Problem description = Restate the material word for word and leave out anything that is a picture.

########

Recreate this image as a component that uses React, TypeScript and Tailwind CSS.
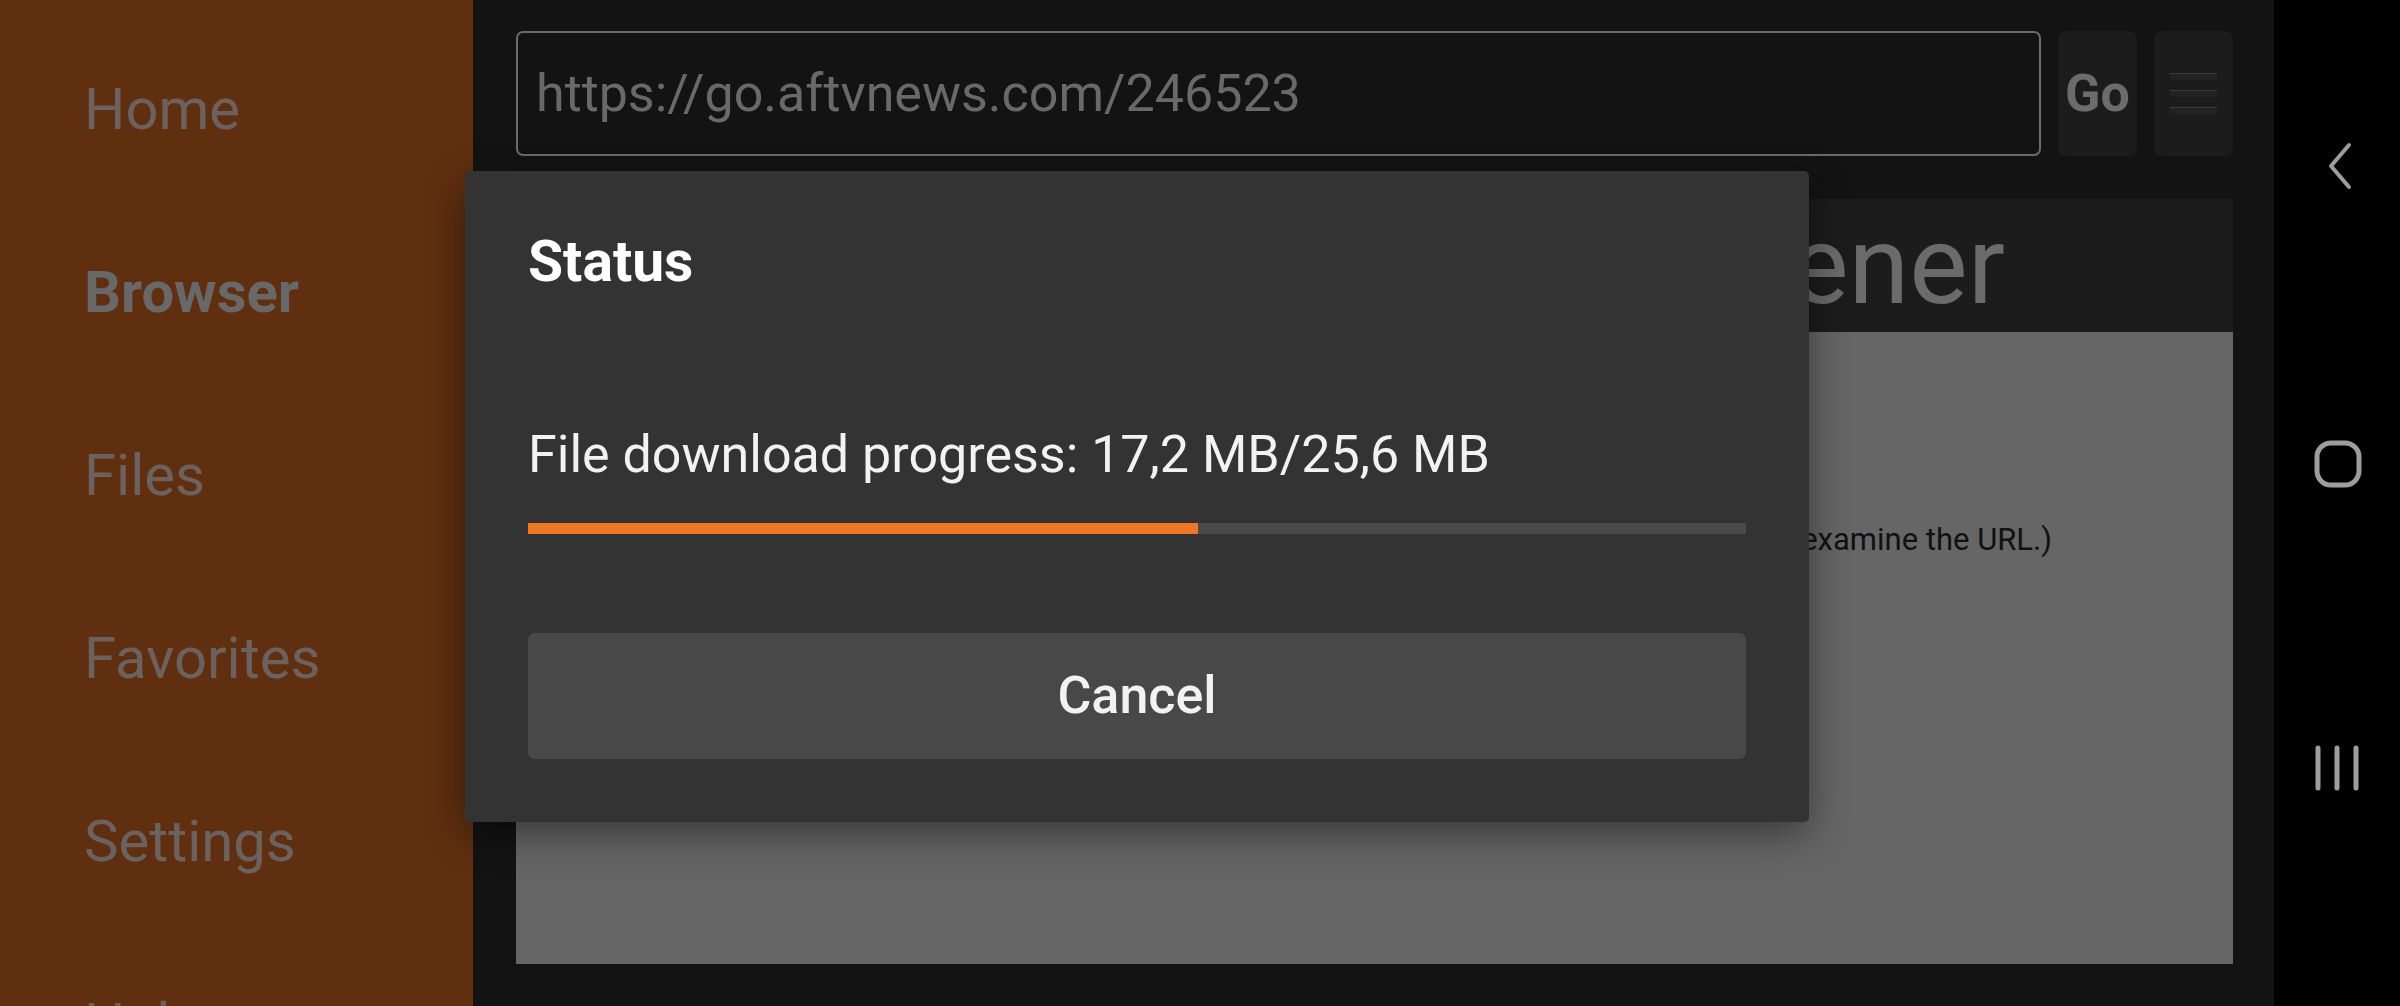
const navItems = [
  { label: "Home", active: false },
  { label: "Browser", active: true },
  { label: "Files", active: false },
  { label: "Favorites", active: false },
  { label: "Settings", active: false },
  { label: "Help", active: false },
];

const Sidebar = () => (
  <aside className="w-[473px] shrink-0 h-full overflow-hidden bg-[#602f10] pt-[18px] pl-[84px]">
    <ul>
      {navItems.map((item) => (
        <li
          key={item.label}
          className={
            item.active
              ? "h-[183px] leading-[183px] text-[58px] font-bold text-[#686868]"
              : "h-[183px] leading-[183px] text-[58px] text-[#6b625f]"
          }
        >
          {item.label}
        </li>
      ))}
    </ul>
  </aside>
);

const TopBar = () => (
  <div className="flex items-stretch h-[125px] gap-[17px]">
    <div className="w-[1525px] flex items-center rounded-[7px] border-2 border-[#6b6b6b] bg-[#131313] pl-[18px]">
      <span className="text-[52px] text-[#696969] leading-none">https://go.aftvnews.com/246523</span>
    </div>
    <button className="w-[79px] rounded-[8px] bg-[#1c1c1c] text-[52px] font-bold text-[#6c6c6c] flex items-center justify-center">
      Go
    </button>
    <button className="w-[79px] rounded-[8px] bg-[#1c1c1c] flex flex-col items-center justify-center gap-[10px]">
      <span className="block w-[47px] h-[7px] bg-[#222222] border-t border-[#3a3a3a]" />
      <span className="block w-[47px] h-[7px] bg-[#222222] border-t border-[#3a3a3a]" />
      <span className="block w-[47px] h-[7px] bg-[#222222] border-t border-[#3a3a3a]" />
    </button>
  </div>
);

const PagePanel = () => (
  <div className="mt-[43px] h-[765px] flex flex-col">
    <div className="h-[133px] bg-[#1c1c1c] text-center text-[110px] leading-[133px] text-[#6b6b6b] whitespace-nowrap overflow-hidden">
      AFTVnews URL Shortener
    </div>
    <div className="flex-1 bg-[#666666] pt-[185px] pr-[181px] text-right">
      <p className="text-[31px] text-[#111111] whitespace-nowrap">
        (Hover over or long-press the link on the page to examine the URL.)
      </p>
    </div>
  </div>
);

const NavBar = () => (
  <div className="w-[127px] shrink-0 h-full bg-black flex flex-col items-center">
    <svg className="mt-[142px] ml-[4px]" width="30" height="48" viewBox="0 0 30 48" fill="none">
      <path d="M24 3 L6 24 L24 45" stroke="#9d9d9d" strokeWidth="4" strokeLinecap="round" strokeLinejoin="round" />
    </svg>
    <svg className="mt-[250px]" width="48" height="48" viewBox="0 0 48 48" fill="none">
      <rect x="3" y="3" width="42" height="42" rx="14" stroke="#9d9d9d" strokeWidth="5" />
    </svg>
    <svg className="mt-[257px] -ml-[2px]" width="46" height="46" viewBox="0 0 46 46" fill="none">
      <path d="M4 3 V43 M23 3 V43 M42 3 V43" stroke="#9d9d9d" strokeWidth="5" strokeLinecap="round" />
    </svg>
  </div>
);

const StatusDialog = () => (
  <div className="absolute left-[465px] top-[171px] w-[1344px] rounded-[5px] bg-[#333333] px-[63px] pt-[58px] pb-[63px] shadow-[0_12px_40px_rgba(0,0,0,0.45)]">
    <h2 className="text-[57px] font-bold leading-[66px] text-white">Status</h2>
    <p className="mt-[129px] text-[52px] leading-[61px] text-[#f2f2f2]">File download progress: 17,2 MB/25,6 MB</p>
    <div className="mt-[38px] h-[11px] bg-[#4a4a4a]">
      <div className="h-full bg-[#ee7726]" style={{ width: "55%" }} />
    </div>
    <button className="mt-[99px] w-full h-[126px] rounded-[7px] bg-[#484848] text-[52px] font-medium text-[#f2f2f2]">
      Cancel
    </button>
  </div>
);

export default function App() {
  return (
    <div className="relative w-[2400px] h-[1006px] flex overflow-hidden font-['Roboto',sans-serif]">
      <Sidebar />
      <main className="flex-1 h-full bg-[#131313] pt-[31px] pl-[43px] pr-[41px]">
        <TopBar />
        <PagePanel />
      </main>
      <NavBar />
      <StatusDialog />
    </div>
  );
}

########

Finished exercise =
Recreate this image as a component that uses React, TypeScript and Tailwind CSS.
const navItems = [
  { label: "Home", active: false },
  { label: "Browser", active: true },
  { label: "Files", active: false },
  { label: "Favorites", active: false },
  { label: "Settings", active: false },
  { label: "Help", active: false },
];

const Sidebar = () => (
  <aside className="w-[473px] shrink-0 h-full overflow-hidden bg-[#602f10] pt-[18px] pl-[84px]">
    <ul>
      {navItems.map((item) => (
        <li
          key={item.label}
          className={
            item.active
              ? "h-[183px] leading-[183px] text-[58px] font-bold text-[#686868]"
              : "h-[183px] leading-[183px] text-[58px] text-[#6b625f]"
          }
        >
          {item.label}
        </li>
      ))}
    </ul>
  </aside>
);

const TopBar = () => (
  <div className="flex items-stretch h-[125px] gap-[17px]">
    <div className="w-[1525px] flex items-center rounded-[7px] border-2 border-[#6b6b6b] bg-[#131313] pl-[18px]">
      <span className="text-[52px] text-[#696969] leading-none">https://go.aftvnews.com/246523</span>
    </div>
    <button className="w-[79px] rounded-[8px] bg-[#1c1c1c] text-[52px] font-bold text-[#6c6c6c] flex items-center justify-center">
      Go
    </button>
    <button className="w-[79px] rounded-[8px] bg-[#1c1c1c] flex flex-col items-center justify-center gap-[10px]">
      <span className="block w-[47px] h-[7px] bg-[#222222] border-t border-[#3a3a3a]" />
      <span className="block w-[47px] h-[7px] bg-[#222222] border-t border-[#3a3a3a]" />
      <span className="block w-[47px] h-[7px] bg-[#222222] border-t border-[#3a3a3a]" />
    </button>
  </div>
);

const PagePanel = () => (
  <div className="mt-[43px] h-[765px] flex flex-col">
    <div className="h-[133px] bg-[#1c1c1c] text-center text-[110px] leading-[133px] text-[#6b6b6b] whitespace-nowrap overflow-hidden">
      AFTVnews URL Shortener
    </div>
    <div className="flex-1 bg-[#666666] pt-[185px] pr-[181px] text-right">
      <p className="text-[31px] text-[#111111] whitespace-nowrap">
        (Hover over or long-press the link on the page to examine the URL.)
      </p>
    </div>
  </div>
);

const NavBar = () => (
  <div className="w-[127px] shrink-0 h-full bg-black flex flex-col items-center">
    <svg className="mt-[142px] ml-[4px]" width="30" height="48" viewBox="0 0 30 48" fill="none">
      <path d="M24 3 L6 24 L24 45" stroke="#9d9d9d" strokeWidth="4" strokeLinecap="round" strokeLinejoin="round" />
    </svg>
    <svg className="mt-[250px]" width="48" height="48" viewBox="0 0 48 48" fill="none">
      <rect x="3" y="3" width="42" height="42" rx="14" stroke="#9d9d9d" strokeWidth="5" />
    </svg>
    <svg className="mt-[257px] -ml-[2px]" width="46" height="46" viewBox="0 0 46 46" fill="none">
      <path d="M4 3 V43 M23 3 V43 M42 3 V43" stroke="#9d9d9d" strokeWidth="5" strokeLinecap="round" />
    </svg>
  </div>
);

const StatusDialog = () => (
  <div className="absolute left-[465px] top-[171px] w-[1344px] rounded-[5px] bg-[#333333] px-[63px] pt-[58px] pb-[63px] shadow-[0_12px_40px_rgba(0,0,0,0.45)]">
    <h2 className="text-[57px] font-bold leading-[66px] text-white">Status</h2>
    <p className="mt-[129px] text-[52px] leading-[61px] text-[#f2f2f2]">File download progress: 17,2 MB/25,6 MB</p>
    <div className="mt-[38px] h-[11px] bg-[#4a4a4a]">
      <div className="h-full bg-[#ee7726]" style={{ width: "55%" }} />
    </div>
    <button className="mt-[99px] w-full h-[126px] rounded-[7px] bg-[#484848] text-[52px] font-medium text-[#f2f2f2]">
      Cancel
    </button>
  </div>
);

export default function App() {
  return (
    <div className="relative w-[2400px] h-[1006px] flex overflow-hidden font-['Roboto',sans-serif]">
      <Sidebar />
      <main className="flex-1 h-full bg-[#131313] pt-[31px] pl-[43px] pr-[41px]">
        <TopBar />
        <PagePanel />
      </main>
      <NavBar />
      <StatusDialog />
    </div>
  );
}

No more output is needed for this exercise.